The data below should be restated word for word, with every picture omitted.

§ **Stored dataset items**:
-- Start --

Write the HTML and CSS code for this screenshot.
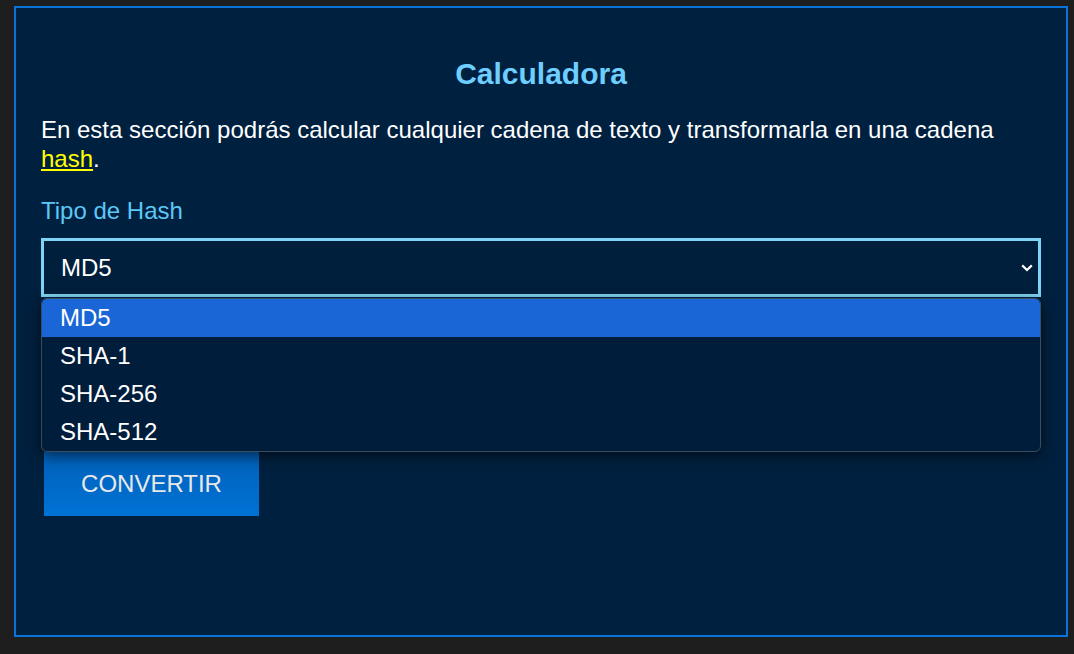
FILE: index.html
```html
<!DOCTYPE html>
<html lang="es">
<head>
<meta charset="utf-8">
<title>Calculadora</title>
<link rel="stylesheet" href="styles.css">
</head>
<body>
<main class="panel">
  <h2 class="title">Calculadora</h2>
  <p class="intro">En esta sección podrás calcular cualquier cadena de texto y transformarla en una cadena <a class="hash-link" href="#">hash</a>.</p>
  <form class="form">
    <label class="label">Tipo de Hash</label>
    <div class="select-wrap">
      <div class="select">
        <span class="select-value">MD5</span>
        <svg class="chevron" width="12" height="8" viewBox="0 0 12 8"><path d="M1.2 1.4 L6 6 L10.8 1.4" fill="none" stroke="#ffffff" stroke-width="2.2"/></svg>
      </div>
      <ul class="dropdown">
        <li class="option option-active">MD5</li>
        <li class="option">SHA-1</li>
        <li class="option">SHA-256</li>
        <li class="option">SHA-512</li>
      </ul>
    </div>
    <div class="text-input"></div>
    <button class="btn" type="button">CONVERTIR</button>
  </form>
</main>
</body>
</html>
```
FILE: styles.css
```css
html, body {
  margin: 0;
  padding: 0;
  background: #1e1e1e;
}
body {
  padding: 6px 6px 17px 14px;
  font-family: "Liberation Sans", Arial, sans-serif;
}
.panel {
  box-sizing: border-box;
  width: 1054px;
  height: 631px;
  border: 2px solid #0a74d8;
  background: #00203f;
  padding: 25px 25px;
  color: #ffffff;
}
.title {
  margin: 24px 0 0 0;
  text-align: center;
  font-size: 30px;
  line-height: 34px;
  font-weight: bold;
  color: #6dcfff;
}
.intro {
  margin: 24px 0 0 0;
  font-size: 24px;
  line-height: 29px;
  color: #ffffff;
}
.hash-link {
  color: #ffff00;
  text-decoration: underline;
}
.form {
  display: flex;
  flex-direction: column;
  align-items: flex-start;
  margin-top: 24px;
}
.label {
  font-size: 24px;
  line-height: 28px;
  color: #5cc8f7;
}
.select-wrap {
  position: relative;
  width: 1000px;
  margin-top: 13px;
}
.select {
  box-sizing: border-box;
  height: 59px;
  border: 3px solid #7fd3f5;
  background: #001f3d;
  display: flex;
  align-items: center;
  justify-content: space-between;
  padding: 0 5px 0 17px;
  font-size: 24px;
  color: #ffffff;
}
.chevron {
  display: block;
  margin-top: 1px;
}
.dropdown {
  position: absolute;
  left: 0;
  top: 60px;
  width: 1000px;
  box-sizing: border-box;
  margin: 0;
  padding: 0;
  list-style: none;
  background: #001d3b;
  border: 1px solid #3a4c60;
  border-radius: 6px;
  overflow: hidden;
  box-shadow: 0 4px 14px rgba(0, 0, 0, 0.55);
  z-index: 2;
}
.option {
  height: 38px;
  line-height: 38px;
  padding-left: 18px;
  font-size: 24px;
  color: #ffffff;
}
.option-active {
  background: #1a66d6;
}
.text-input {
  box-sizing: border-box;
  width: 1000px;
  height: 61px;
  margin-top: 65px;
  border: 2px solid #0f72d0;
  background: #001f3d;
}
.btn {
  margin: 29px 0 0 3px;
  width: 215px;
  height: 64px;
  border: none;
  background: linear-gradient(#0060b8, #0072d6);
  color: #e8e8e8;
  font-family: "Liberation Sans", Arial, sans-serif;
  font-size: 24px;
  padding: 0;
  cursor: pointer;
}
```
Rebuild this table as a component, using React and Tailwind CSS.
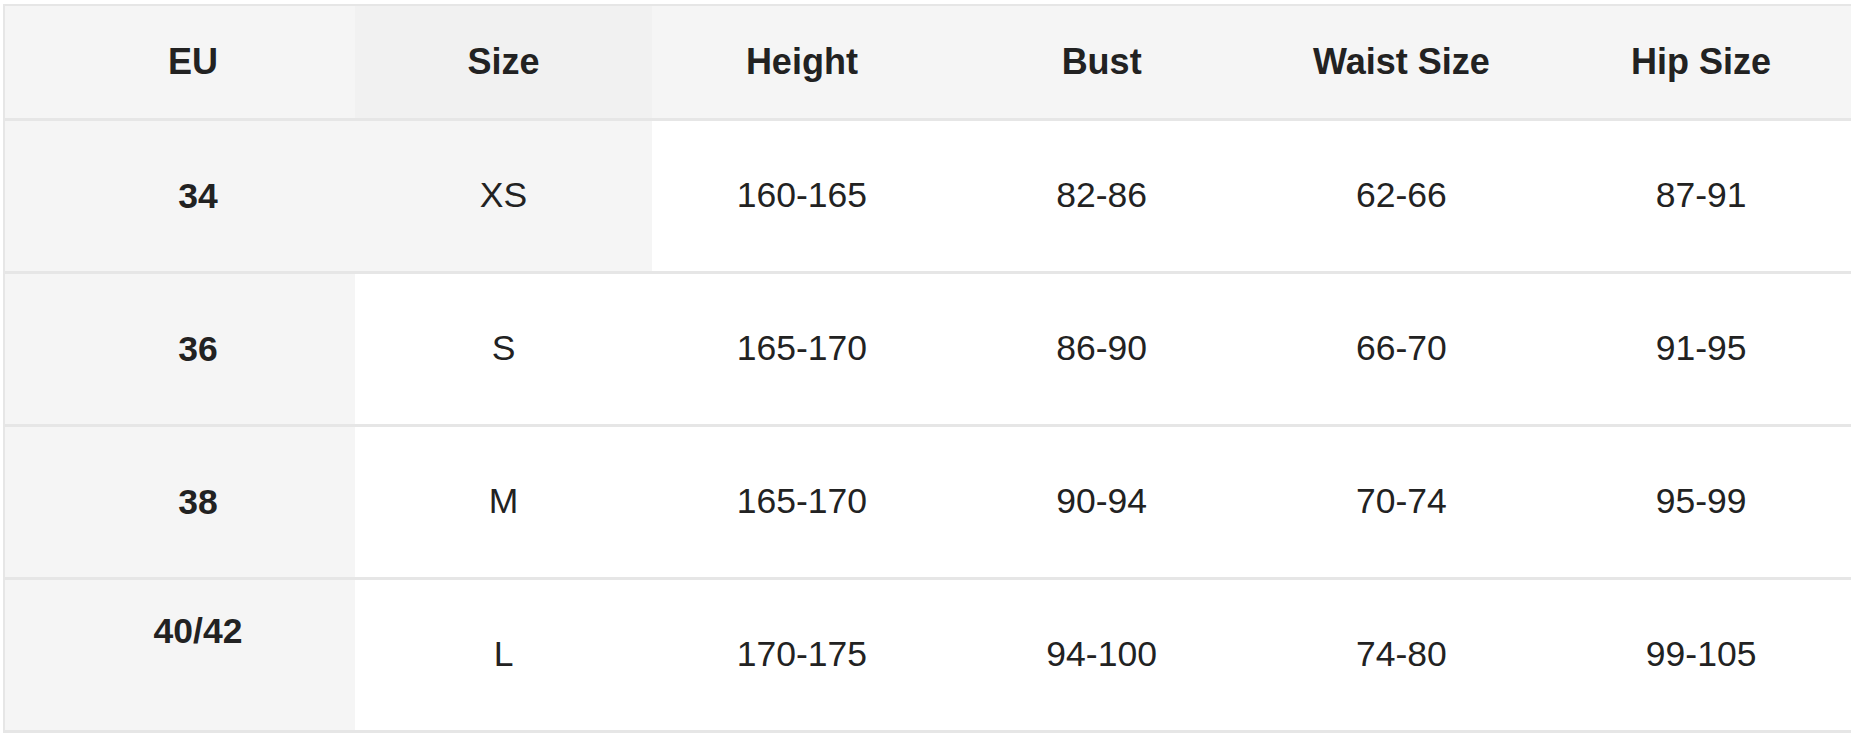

-- End --

§ **Result of the task**:
Write the HTML and CSS code for this screenshot.
FILE: index.html
```html
<!DOCTYPE html>
<html lang="es">
<head>
<meta charset="utf-8">
<title>Calculadora</title>
<link rel="stylesheet" href="styles.css">
</head>
<body>
<main class="panel">
  <h2 class="title">Calculadora</h2>
  <p class="intro">En esta sección podrás calcular cualquier cadena de texto y transformarla en una cadena <a class="hash-link" href="#">hash</a>.</p>
  <form class="form">
    <label class="label">Tipo de Hash</label>
    <div class="select-wrap">
      <div class="select">
        <span class="select-value">MD5</span>
        <svg class="chevron" width="12" height="8" viewBox="0 0 12 8"><path d="M1.2 1.4 L6 6 L10.8 1.4" fill="none" stroke="#ffffff" stroke-width="2.2"/></svg>
      </div>
      <ul class="dropdown">
        <li class="option option-active">MD5</li>
        <li class="option">SHA-1</li>
        <li class="option">SHA-256</li>
        <li class="option">SHA-512</li>
      </ul>
    </div>
    <div class="text-input"></div>
    <button class="btn" type="button">CONVERTIR</button>
  </form>
</main>
</body>
</html>
```
FILE: styles.css
```css
html, body {
  margin: 0;
  padding: 0;
  background: #1e1e1e;
}
body {
  padding: 6px 6px 17px 14px;
  font-family: "Liberation Sans", Arial, sans-serif;
}
.panel {
  box-sizing: border-box;
  width: 1054px;
  height: 631px;
  border: 2px solid #0a74d8;
  background: #00203f;
  padding: 25px 25px;
  color: #ffffff;
}
.title {
  margin: 24px 0 0 0;
  text-align: center;
  font-size: 30px;
  line-height: 34px;
  font-weight: bold;
  color: #6dcfff;
}
.intro {
  margin: 24px 0 0 0;
  font-size: 24px;
  line-height: 29px;
  color: #ffffff;
}
.hash-link {
  color: #ffff00;
  text-decoration: underline;
}
.form {
  display: flex;
  flex-direction: column;
  align-items: flex-start;
  margin-top: 24px;
}
.label {
  font-size: 24px;
  line-height: 28px;
  color: #5cc8f7;
}
.select-wrap {
  position: relative;
  width: 1000px;
  margin-top: 13px;
}
.select {
  box-sizing: border-box;
  height: 59px;
  border: 3px solid #7fd3f5;
  background: #001f3d;
  display: flex;
  align-items: center;
  justify-content: space-between;
  padding: 0 5px 0 17px;
  font-size: 24px;
  color: #ffffff;
}
.chevron {
  display: block;
  margin-top: 1px;
}
.dropdown {
  position: absolute;
  left: 0;
  top: 60px;
  width: 1000px;
  box-sizing: border-box;
  margin: 0;
  padding: 0;
  list-style: none;
  background: #001d3b;
  border: 1px solid #3a4c60;
  border-radius: 6px;
  overflow: hidden;
  box-shadow: 0 4px 14px rgba(0, 0, 0, 0.55);
  z-index: 2;
}
.option {
  height: 38px;
  line-height: 38px;
  padding-left: 18px;
  font-size: 24px;
  color: #ffffff;
}
.option-active {
  background: #1a66d6;
}
.text-input {
  box-sizing: border-box;
  width: 1000px;
  height: 61px;
  margin-top: 65px;
  border: 2px solid #0f72d0;
  background: #001f3d;
}
.btn {
  margin: 29px 0 0 3px;
  width: 215px;
  height: 64px;
  border: none;
  background: linear-gradient(#0060b8, #0072d6);
  color: #e8e8e8;
  font-family: "Liberation Sans", Arial, sans-serif;
  font-size: 24px;
  padding: 0;
  cursor: pointer;
}
```
Rebuild this table as a component, using React and Tailwind CSS.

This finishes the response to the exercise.